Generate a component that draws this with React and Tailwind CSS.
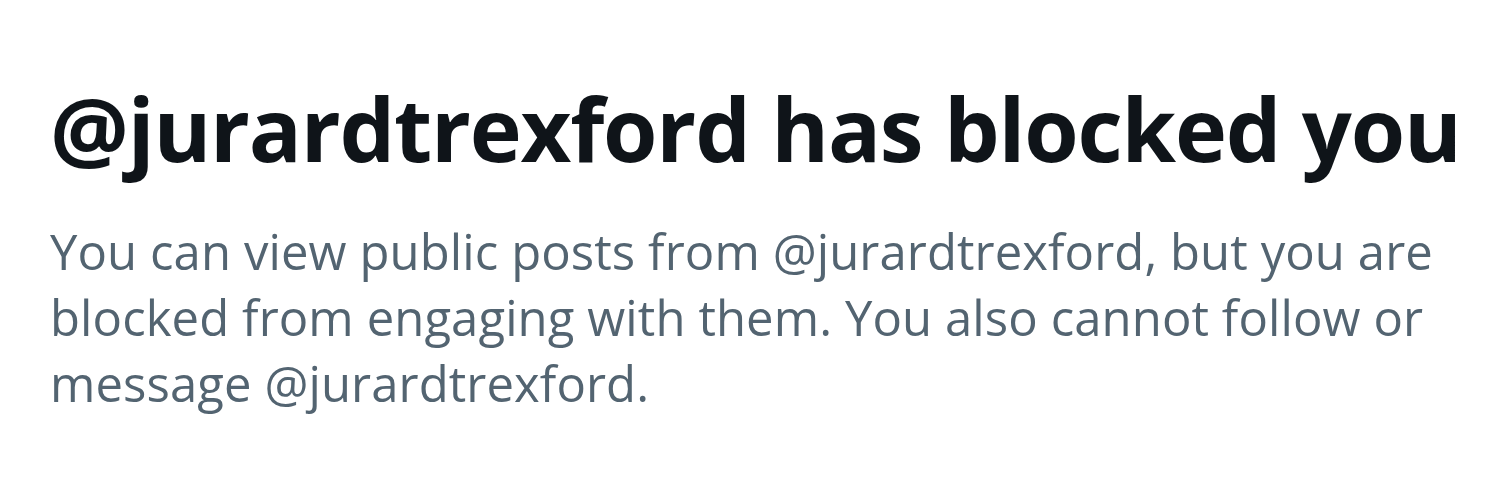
export default function App() {
  return (
    <div className="h-[500px] w-[1500px] bg-white" style={{ fontFamily: '"Open Sans", "Noto Sans", sans-serif' }}>
      <div className="px-[50px] pt-[70px]">
        <h1 className="text-[88px] font-bold leading-[116px] tracking-[-1.2px] text-[#0f1419] whitespace-nowrap">
          @jurardtrexford has blocked you
        </h1>
        <p className="mt-[32px] w-[1420px] text-[49px] leading-[66px] tracking-[0.1px] text-[#536471]">
          You can view public posts from @jurardtrexford, but you are blocked from engaging with them. You also cannot follow or message @jurardtrexford.
        </p>
      </div>
    </div>
  );
}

▬▬▬

• **Written problem**
Leave every image out, and retype the material exactly.

• **Expected answer**
Generate a component that draws this with React and Tailwind CSS.
export default function App() {
  return (
    <div className="h-[500px] w-[1500px] bg-white" style={{ fontFamily: '"Open Sans", "Noto Sans", sans-serif' }}>
      <div className="px-[50px] pt-[70px]">
        <h1 className="text-[88px] font-bold leading-[116px] tracking-[-1.2px] text-[#0f1419] whitespace-nowrap">
          @jurardtrexford has blocked you
        </h1>
        <p className="mt-[32px] w-[1420px] text-[49px] leading-[66px] tracking-[0.1px] text-[#536471]">
          You can view public posts from @jurardtrexford, but you are blocked from engaging with them. You also cannot follow or message @jurardtrexford.
        </p>
      </div>
    </div>
  );
}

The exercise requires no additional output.